In our experience, applicants who lodge two years of full financials, a current profit and loss, and six months of business bank statements in the first submission receive conditional approval within three to five business days. Those who drip-feed documents or rely on projected income figures wait weeks for clarification requests and often receive lower assessed income due to the lender's conservative assumptions.
How deposit structure affects approval strength
Lenders distinguish between genuine savings, equity from an existing property, and gifted funds. For self-employed loans, the source of your deposit carries additional weight because it signals financial discipline and cash flow stability. A deposit built from retained business profits over 12 months demonstrates consistent income. A deposit sourced entirely from a family gift or recent business sale may trigger questions about ongoing serviceability.

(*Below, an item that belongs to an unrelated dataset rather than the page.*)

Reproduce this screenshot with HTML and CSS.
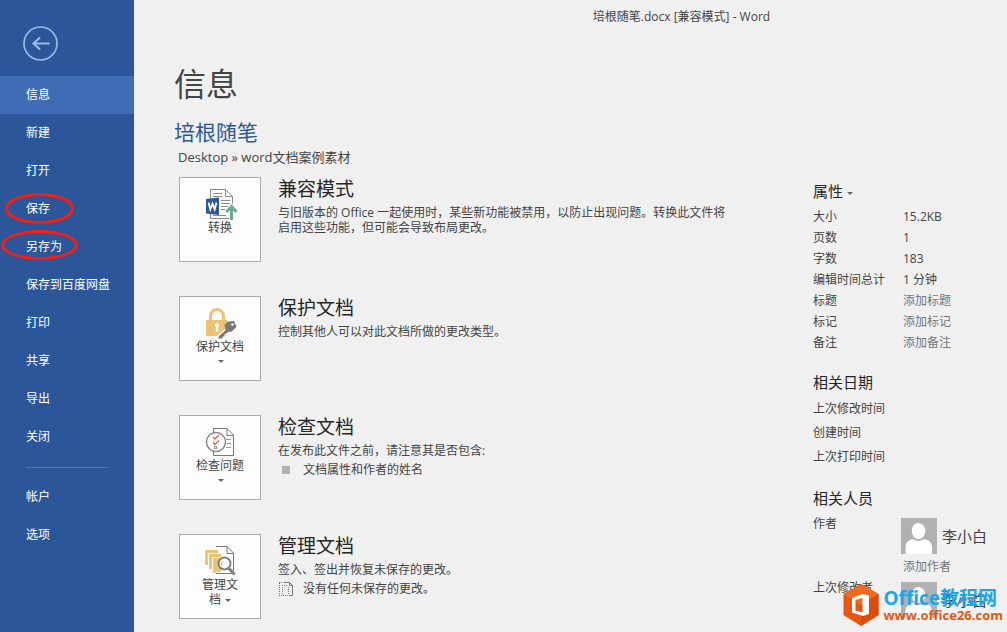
FILE: index.html
```html
<!DOCTYPE html>
<html lang="zh-CN">
  <head>
    <meta charset="UTF-8" />
    <meta name="viewport" content="width=device-width, initial-scale=1.0" />
    <title>培根随笔.docx [兼容模式] - Word</title>
    <link rel="stylesheet" href="styles.css">
  </head>
  <body>
    <aside class="sidebar">
      <button class="back" aria-label="返回">
        <svg width="36" height="36" viewBox="0 0 36 36" fill="none" stroke="#9db8e2">
          <circle cx="17.5" cy="17.5" r="16.5" stroke-width="1.700" />
          <path d="M26.500 17.500H10.500M17 11.500L10.500 17.500L17 23.500" stroke-width="2.200" />
        </svg>
      </button>
      <nav class="menu">
        <a href="#" class="active">信息</a>
        <a href="#">新建</a>
        <a href="#">打开</a>
        <a href="#" class="marked">保存</a>
        <a href="#" class="marked wide">另存为</a>
        <a href="#">保存到百度网盘</a>
        <a href="#">打印</a>
        <a href="#">共享</a>
        <a href="#">导出</a>
        <a href="#">关闭</a>
        <hr />
        <a href="#">帐户</a>
        <a href="#">选项</a>
      </nav>
    </aside>

    <main>
      <p class="windowTitle">培根随笔.docx [兼容模式] - Word</p>
      <h1>信息</h1>
      <h2>培根随笔</h2>
      <p class="path">Desktop » word文档案例素材</p>

      <div class="columns">
        <div class="tasks">
          <section class="task">
            <button class="card">
              <svg width="34" height="32" viewBox="0 0 34 32">
                <path d="M5.500 1.500H20.500L27.500 8.500V30.500H5.500Z" fill="#fff" stroke="#8a8a8a" />
                <path d="M20.500 1.500V8.500H27.500" fill="none" stroke="#8a8a8a" />
                <path d="M8 5.500H17M8 8.500H17M16 12.500H25M16 15.500H25M16 18.500H25M16 21.500H23M8 27.500H21" stroke="#8a8a8a" />
                <path d="M1 11L14 9.500V27L1 25.500Z" fill="#2b579a" />
                <path d="M3.500 14.500L5.300 21.500L7.500 15.500L9.700 21.500L11.500 14.500" fill="none" stroke="#fff" stroke-width="1.800" />
                <path d="M26.500 32V20M21 24.500L26.500 18.500L32 24.500" fill="none" stroke="#fff" stroke-width="5" />
                <path d="M26.500 32V19.500M21.500 24L26.500 18.500L31.500 24" fill="none" stroke="#6fa893" stroke-width="3" />
              </svg>
              <span>转换</span>
            </button>
            <div class="info">
              <h3>兼容模式</h3>
              <p>与旧版本的 Office 一起使用时，某些新功能被禁用，以防止出现问题。转换此文件将启用这些功能，但可能会导致布局更改。</p>
            </div>
          </section>

          <section class="task">
            <button class="card">
              <svg width="34" height="32" viewBox="0 0 34 32">
                <path d="M5.500 14V9A6.500 6.500 0 0 1 18.500 9V14" fill="none" stroke="#edc173" stroke-width="3" />
                <rect x="1" y="13" width="21" height="16" rx="1" fill="#edc173" />
                <path d="M12 16a2.200 2.200 0 0 1 1.200 4V25h-2.400V20A2.200 2.200 0 0 1 12 16Z" fill="#fff" />
                <path d="M23 21L13.500 29.500V31.500H17.500V29.500H19.500V27.500L25 24" fill="#777" stroke="#fff" stroke-width="3" paint-order="stroke" />
                <path d="M23 14.500L29 14L31.500 20L26 25L20.500 23L19.500 18Z" fill="#777" />
                <circle cx="27.500" cy="17.500" r="1.300" fill="#fff" />
              </svg>
              <span>保护文档</span>
              <span class="arrow"></span>
            </button>
            <div class="info">
              <h3>保护文档</h3>
              <p>控制其他人可以对此文档所做的更改类型。</p>
            </div>
          </section>

          <section class="task">
            <button class="card">
              <svg width="34" height="32" viewBox="0 0 34 32" fill="none">
                <path d="M8.500 2.500H22L28.500 9V29.500H8.500Z" fill="#fff" stroke="#777" />
                <path d="M22 2.500V9.500H28.500" stroke="#777" />
                <path d="M21 13.500H26M22 17.500H26M21 21.500H26" stroke="#999" />
                <circle cx="11" cy="16" r="9.500" fill="#fff" stroke="#8a8a8a" stroke-width="1.500" />
                <path d="M8 11L10 13L14 9M8 16.500L10 18.500L14 14.500" stroke="#e0664f" stroke-width="1.500" />
                <rect x="9.500" y="20.500" width="2" height="2" stroke="#999" />
              </svg>
              <span>检查问题</span>
              <span class="arrow"></span>
            </button>
            <div class="info">
              <h3>检查文档</h3>
              <p>在发布此文件之前，请注意其是否包含:</p>
              <ul>
                <li><i class="square"></i>文档属性和作者的姓名</li>
              </ul>
            </div>
          </section>

          <section class="task">
            <button class="card">
              <svg width="34" height="32" viewBox="0 0 34 32" fill="none">
                <path d="M11 1.500H22L28.500 8V28.500H11" fill="#fff" stroke="#777" />
                <path d="M22 1.500V8.500H28.500" stroke="#777" />
                <path d="M1.500 20V6.500H13M5.500 24V10.500H16M9.500 28V14.500H17" stroke="#edc173" stroke-width="2.800" />
                <path d="M10 15H16V27H10Z" fill="#edc173" />
                <circle cx="19.500" cy="18.500" r="6" fill="#fff" stroke="#808080" stroke-width="2" />
                <path d="M17.500 21a3.500 3.500 0 0 1 0-5" stroke="#edc173" stroke-width="1.500" />
                <path d="M23.500 23L29.500 29.500" stroke="#808080" stroke-width="3" />
              </svg>
              <span>管理文</span>
              <span>档<i class="arrow inline"></i></span>
            </button>
            <div class="info">
              <h3>管理文档</h3>
              <p>签入、签出并恢复未保存的更改。</p>
              <ul>
                <li>
                  <svg width="16" height="16" viewBox="0 0 16 16" fill="none" stroke="#777">
                    <path d="M5.500 1.500H11.500L14.500 4.500V14.500H11M11.500 1.500V4.500H14.500" />
                    <path d="M1.500 2V14M1 1.500H5M1 14.500H11M4.500 4V14M10.500 6V14M4 4.500H10" stroke-dasharray="1 1" />
                  </svg>没有任何未保存的更改。
                </li>
              </ul>
            </div>
          </section>
        </div>

        <div class="properties">
          <h4>属性<i class="arrow inline"></i></h4>
          <dl class="details">
            <dt>大小</dt><dd>15.2KB</dd>
            <dt>页数</dt><dd>1</dd>
            <dt>字数</dt><dd>183</dd>
            <dt>编辑时间总计</dt><dd>1 分钟</dd>
            <dt>标题</dt><dd class="add">添加标题</dd>
            <dt>标记</dt><dd class="add">添加标记</dd>
            <dt>备注</dt><dd class="add">添加备注</dd>
          </dl>

          <h4>相关日期</h4>
          <ul class="dates">
            <li>上次修改时间</li>
            <li>创建时间</li>
            <li>上次打印时间</li>
          </ul>

          <h4>相关人员</h4>
          <dl class="people">
            <dt>作者</dt>
            <dd>
              <div class="person">
                <svg width="36" height="36" viewBox="0 0 36 36">
                  <rect width="36" height="36" fill="#b1b1b1" />
                  <ellipse cx="17.500" cy="13" rx="6.800" ry="8" fill="#fff" />
                  <path d="M4.500 36V29Q5 22 12 21Q17.500 25 23 21Q30.500 22 31 29V36Z" fill="#fff" />
                </svg>
                <span>李小白</span>
              </div>
              <p class="add">添加作者</p>
            </dd>
            <dt>上次修改者</dt>
            <dd>
              <div class="person">
                <svg width="36" height="36" viewBox="0 0 36 36">
                  <rect width="36" height="36" fill="#b1b1b1" />
                  <ellipse cx="17.500" cy="13" rx="6.800" ry="8" fill="#fff" />
                  <path d="M4.500 36V29Q5 22 12 21Q17.500 25 23 21Q30.500 22 31 29V36Z" fill="#fff" />
                </svg>
                <span>李小白</span>
              </div>
            </dd>
          </dl>
        </div>
      </div>
    </main>

    <div class="watermark">
      <svg width="36" height="44" viewBox="0 0 36 44">
        <path d="M18 1L35.500 11V32L18 43L0.500 32V11Z" fill="#e8560f" />
        <path d="M18 1L35.500 11L18 22L0.500 11Z" fill="#ee6a1c" />
        <path d="M35.500 11V32L18 43V22Z" fill="#dd4a0a" />
        <path fill-rule="evenodd" d="M9 15L20 11L26 12.500V31L20 33L9 29.500ZM12.500 17V27.500L19.500 29.500V15Z" fill="#fff" />
      </svg>
      <div>
        <p class="brand">Office教程网</p>
        <p class="site">www.office26.com</p>
      </div>
    </div>
  </body>
</html>
```
FILE: styles.css
```css
* {
  margin: 0;
  padding: 0;
  box-sizing: border-box;
  font-family: "Open Sans", "Noto Sans CJK SC", sans-serif;
}

body {
  display: flex;
  position: relative;
  min-height: 100vh;
  background: #f0f0f0;
  color: #444;
  font-size: 12px;
  line-height: 15px;
}

ul {
  list-style: none;
}

svg {
  display: block;
  flex-shrink: 0;
}

/* sidebar */
.sidebar {
  width: 134px;
  flex-shrink: 0;
  padding-top: 26px;
  background: #2b579a;
}

.back {
  display: block;
  margin: 0 0 14px 23px;
  border: none;
  background: none;
  cursor: pointer;
}

.menu a {
  display: block;
  position: relative;
  padding-left: 26px;
  line-height: 38px;
  color: #fff;
  text-decoration: none;
}

.menu a.active,
.menu a:hover {
  background: #3e6db5;
}

.menu hr {
  margin: 11px 26px 10px;
  border: none;
  border-top: 1px solid #4a74b4;
}

/* red ring round a menu item */
.menu .marked::after {
  content: "";
  box-sizing: border-box;
  position: absolute;
  left: 5px;
  top: 3px;
  width: 69px;
  height: 31px;
  border: 3px solid #fb1d14;
  border-radius: 50%;
}

.menu .wide::after {
  left: 1px;
  top: 2px;
  width: 77px;
  height: 30px;
}

/* main */
main {
  flex: 1;
  padding: 6px 0 12px 40px;
}

.windowTitle {
  padding-left: 182px;
  line-height: 22px;
  text-align: center;
}

h1 {
  margin-top: 32px;
  font-size: 32px;
  font-weight: 400;
  line-height: 48px;
}

h2 {
  margin-top: 11px;
  font-size: 21px;
  font-weight: 400;
  line-height: 26px;
  color: #2b579a;
}

.path {
  margin: 2px 0 10px 4px;
  font-size: 13px;
  line-height: 20px;
}

.columns {
  display: flex;
  justify-content: space-between;
  padding-left: 5px;
}

.tasks {
  display: flex;
  flex-direction: column;
  gap: 34px;
}

.task {
  display: flex;
  gap: 17px;
}

.card {
  display: flex;
  flex-direction: column;
  align-items: center;
  flex-shrink: 0;
  width: 82px;
  height: 85px;
  padding-top: 10px;
  border: 1px solid #ababab;
  background: #fdfdfd;
  color: #444;
  font-size: 12px;
  line-height: 15px;
  cursor: pointer;
}

.card svg {
  margin-left: 4px;
}

.arrow {
  margin: 6px 0 0 2px;
  border: 3px solid transparent;
  border-top-color: #666;
  border-bottom: none;
}

.arrow.inline {
  display: inline-block;
  margin: 0 0 2px 4px;
}

.info {
  max-width: 456px;
}

.info h3 {
  margin-bottom: 4px;
  font-size: 19px;
  font-weight: 400;
  line-height: 24px;
  color: #262626;
}

.info li {
  display: flex;
  align-items: center;
  gap: 9px;
  margin-top: 4px;
  line-height: 16px;
}

.square {
  width: 8px;
  height: 8px;
  margin: 0 4px;
  background: #b1b1b1;
}

/* properties */
.properties {
  flex-shrink: 0;
  width: 194px;
  padding-top: 4px;
}

.properties h4 {
  margin-bottom: 5px;
  font-size: 15px;
  font-weight: 400;
  line-height: 20px;
  color: #262626;
}

.details,
.people {
  display: grid;
  grid-template-columns: 90px 1fr;
  line-height: 21px;
}

.people {
  grid-template-columns: 88px 1fr;
}

.details,
.dates {
  margin-bottom: 19px;
}

.dates {
  line-height: 24px;
}

.add {
  color: #767676;
}

.person {
  display: flex;
  align-items: center;
  gap: 5px;
  padding-top: 5px;
  font-size: 15px;
}

.people .add {
  padding: 2px 0 0 2px;
}

/* watermark */
.watermark {
  display: flex;
  align-items: center;
  gap: 4px;
  position: absolute;
  right: 4px;
  bottom: 5px;
  font-weight: 700;
}

.brand {
  font-size: 19px;
  line-height: 20px;
  color: #1ba5ea;
}

.site {
  font-size: 13px;
  line-height: 15px;
  color: #e8560f;
}
```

If your deposit includes equity from an investment property, the lender will assess serviceability on both loans simultaneously. They apply a rental income shading, typically 80% of actual rent received, and calculate repayments on both the existing and proposed loan. This can reduce your available borrowing capacity unless you structure the loans to take advantage of offset account features or interest-only terms on the investment debt.

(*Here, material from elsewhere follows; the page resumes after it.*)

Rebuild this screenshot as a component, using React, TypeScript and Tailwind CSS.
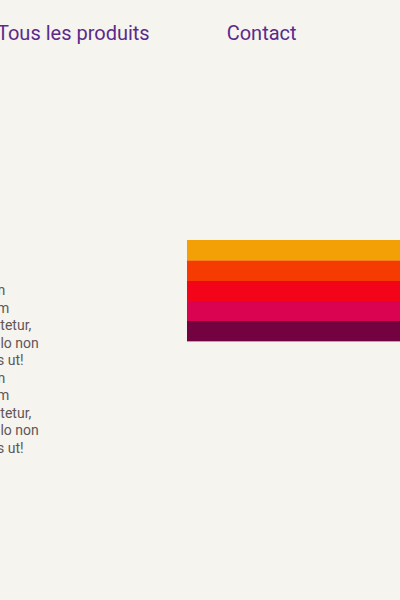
const stripes = [
  "h-[21px] border-b border-[#f57f1c] bg-[#f39f06]",
  "h-5 bg-[#f63b02]",
  "h-5 bg-[#f30419]",
  "h-5 bg-[#da0352]",
  "h-[21px] border-b border-[#c69bb2] bg-[#730340]",
];

const lines = [
  { text: "m", shift: "-ml-[7px]" },
  { text: "m", shift: "-ml-[3px]" },
  { text: "ctetur,", shift: "-ml-[7px]" },
  { text: "llo non", shift: "-ml-[3px]" },
  { text: "s ut!", shift: "-ml-[3px]" },
];

function Paragraph() {
  return (
    <p>
      {lines.map((line, i) => (
        <span key={i} className={`block whitespace-nowrap ${line.shift}`}>
          {line.text}
        </span>
      ))}
    </p>
  );
}

export default function App() {
  return (
    <div className="min-h-screen overflow-hidden bg-[#f5f4ef] font-[Roboto,sans-serif] text-[#5f5458]">
      <nav className="-ml-[3px] flex gap-[77px] pt-5 text-xl leading-[26px] whitespace-nowrap text-[#5b2a8b]">
        <a href="#produits">Tous les produits</a>
        <a href="#contact">Contact</a>
      </nav>
      <main className="flex items-start pt-[194px]">
        <section className="w-[187px] shrink-0 pt-[42px] text-sm leading-tight">
          <Paragraph />
          <Paragraph />
        </section>
        <div className="flex-1">
          {stripes.map((stripe) => (
            <div key={stripe} className={stripe} />
          ))}
        </div>
      </main>
    </div>
  );
}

When to seek pre-approval before engaging with sellers
You should secure pre-approval before making any offer or attending an auction. Self-employed applicants face longer processing times than PAYG buyers, and sellers will not hold a property while you gather two years of financials. Pre-approval also clarifies your actual budget, which may differ from the online calculator estimate if your income requires lender-specific adjustments or your business structure limits serviceability.
Applicants who approach lenders after identifying a property often discover their assessed income falls short, or that the lender will not accept their deposit source or business structure. At that stage, you have already invested time in due diligence, building inspections, and negotiations, only to withdraw or renegotiate from a weaker position. Pre-approval removes that risk and gives you confidence to act when the right opportunity appears.
Structuring loans to preserve future borrowing capacity
The loan structure you select during pre-approval affects your ability to borrow again in future. Investment loans with interest-only terms and offset accounts preserve cash flow and allow you to redraw funds for future deposits without refinancing. Owner-occupied loans with principal and interest repayments build equity faster but reduce your available cash for the next purchase.
A buyer acquiring their first investment property while retaining their current home should consider splitting the loan between fixed and variable portions. The fixed portion locks in repayments for budget certainty, while the variable portion allows additional repayments and redraw access without break costs. This structure supports loan health check reviews and refinancing when rates shift or your business income increases, without penalty or delay.